ファッションは多様を受け入れる「うつわ」がある【ファッション×障がい ファッション・フォームズ後編】
それでも、身体に障がいがあると既製品が着づらかったり、合わなかったりするとファッションに対してネガティブになってしまう。私も身体に障がいを持つ者として過去に同じ経験をしているし、ネガティブな気持ちになるのはとても共感できる。毎日介助が必要な人からすると「生活するだけで周りに迷惑をかけている」と日常的に後ろめたい気分になるのだろうと察する。
けれど、お洒落をするときぐらいは身勝手にファッションを楽しむことも必要なのではないだろうか。車椅子に乗っていても「自分らしさ」は勝ち取れるし、それが車椅子ユーザー全体への印象も変えていく。ファッションで自分に自信を持つことが、自分の人生を豊かにし、周りからの見られ方も変わることを「Fashion Forms.」を見て再度認識した。インタビューの最後、山口さんの「ファッションのタネを撒く」というのは、一人でもお洒落をしている車椅子の人がいれば、障がいを持つ人へのイメージが変わり、それが広がると社会で障がいを持つ人が活動しやすくなるという意味でもあると受け取った。

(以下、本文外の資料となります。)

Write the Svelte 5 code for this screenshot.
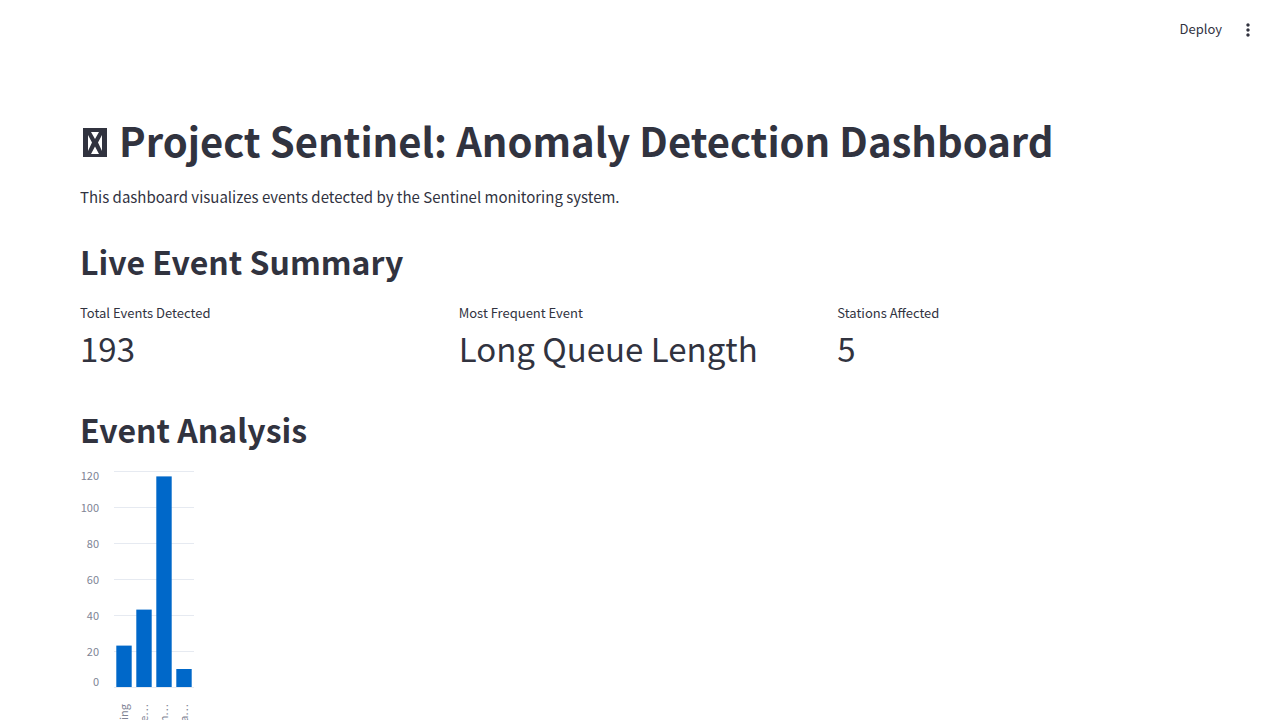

個人的には、ファッションは生活に彩りをつけてくれるものなのだから、着づらいといった少々の弊害があっても、「こだわる」ということが重要だと思う。服を着る行為は毎日なので、着づらい、着せづらいなどが続けば諦めたくなる気持ちも理解できる。それでも既製品が合わなければ着れるようにお直しすればいいし、身体に合うものがなければ作ればいい。世間で流行っているものが合わなければ、わざわざ合わせる必要はなく、着やすくて、着せやすくて、気分が上がるもので外に出ればいい。ファッションはそれぞれの生活に寄り添い柔軟に受け入れてくれるものだ。「Fashion Forms.」は、特に障がいを持つ当事者やそのご家族に「ファッションは生活を豊かにする多様なアプローチがある」と、強く訴えかけてくる。そして、これは障害がない人にも通じるメッセージだと感じた。